**SOURCE DATA**
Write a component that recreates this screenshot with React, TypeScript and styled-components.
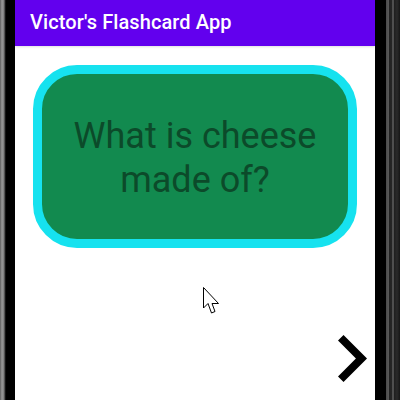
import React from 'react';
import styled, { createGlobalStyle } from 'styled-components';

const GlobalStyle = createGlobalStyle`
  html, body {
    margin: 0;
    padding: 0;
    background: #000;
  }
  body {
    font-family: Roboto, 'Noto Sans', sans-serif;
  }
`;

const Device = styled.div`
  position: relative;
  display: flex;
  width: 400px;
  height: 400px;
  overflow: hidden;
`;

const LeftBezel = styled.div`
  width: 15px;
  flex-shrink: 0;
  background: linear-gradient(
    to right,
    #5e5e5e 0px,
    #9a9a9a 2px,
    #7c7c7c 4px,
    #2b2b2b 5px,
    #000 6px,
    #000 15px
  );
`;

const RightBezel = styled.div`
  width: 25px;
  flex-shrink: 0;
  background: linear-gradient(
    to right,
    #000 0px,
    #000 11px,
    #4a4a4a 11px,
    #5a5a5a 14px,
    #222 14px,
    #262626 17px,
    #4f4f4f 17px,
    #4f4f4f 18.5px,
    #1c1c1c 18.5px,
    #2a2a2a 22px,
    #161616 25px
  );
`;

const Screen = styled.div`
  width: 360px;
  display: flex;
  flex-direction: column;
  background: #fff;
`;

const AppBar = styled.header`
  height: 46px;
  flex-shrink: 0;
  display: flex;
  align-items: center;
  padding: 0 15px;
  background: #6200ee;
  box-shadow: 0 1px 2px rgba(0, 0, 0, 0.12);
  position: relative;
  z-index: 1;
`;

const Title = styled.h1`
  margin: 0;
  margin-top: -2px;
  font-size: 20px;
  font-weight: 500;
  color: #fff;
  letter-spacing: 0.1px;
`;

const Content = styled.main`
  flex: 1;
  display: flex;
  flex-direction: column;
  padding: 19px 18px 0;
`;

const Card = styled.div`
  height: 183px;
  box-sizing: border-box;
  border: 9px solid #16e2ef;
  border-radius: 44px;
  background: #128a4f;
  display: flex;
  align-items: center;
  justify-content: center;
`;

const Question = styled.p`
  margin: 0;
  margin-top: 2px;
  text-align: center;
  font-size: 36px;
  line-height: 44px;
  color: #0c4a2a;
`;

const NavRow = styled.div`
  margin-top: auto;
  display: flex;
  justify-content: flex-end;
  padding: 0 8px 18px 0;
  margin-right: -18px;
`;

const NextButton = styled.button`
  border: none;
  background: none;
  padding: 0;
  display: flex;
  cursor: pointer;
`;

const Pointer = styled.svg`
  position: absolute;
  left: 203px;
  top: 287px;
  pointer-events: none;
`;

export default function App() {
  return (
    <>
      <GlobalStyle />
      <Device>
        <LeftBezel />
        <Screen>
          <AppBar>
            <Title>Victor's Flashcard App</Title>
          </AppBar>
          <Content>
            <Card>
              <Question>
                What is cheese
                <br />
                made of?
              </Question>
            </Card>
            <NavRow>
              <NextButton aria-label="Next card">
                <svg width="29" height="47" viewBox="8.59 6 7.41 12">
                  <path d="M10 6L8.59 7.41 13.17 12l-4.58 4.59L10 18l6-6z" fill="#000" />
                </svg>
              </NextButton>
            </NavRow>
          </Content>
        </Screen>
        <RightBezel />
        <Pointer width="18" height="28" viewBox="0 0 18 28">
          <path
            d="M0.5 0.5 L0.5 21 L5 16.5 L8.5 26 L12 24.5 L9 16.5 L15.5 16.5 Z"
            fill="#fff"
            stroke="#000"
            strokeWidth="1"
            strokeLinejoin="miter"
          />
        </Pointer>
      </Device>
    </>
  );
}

**EXERCISE GOAL**
Select every line of the material above holding the word "React" and copy it.

**WORKED ANSWER**
Write a component that recreates this screenshot with React, TypeScript and styled-components.
import React from 'react';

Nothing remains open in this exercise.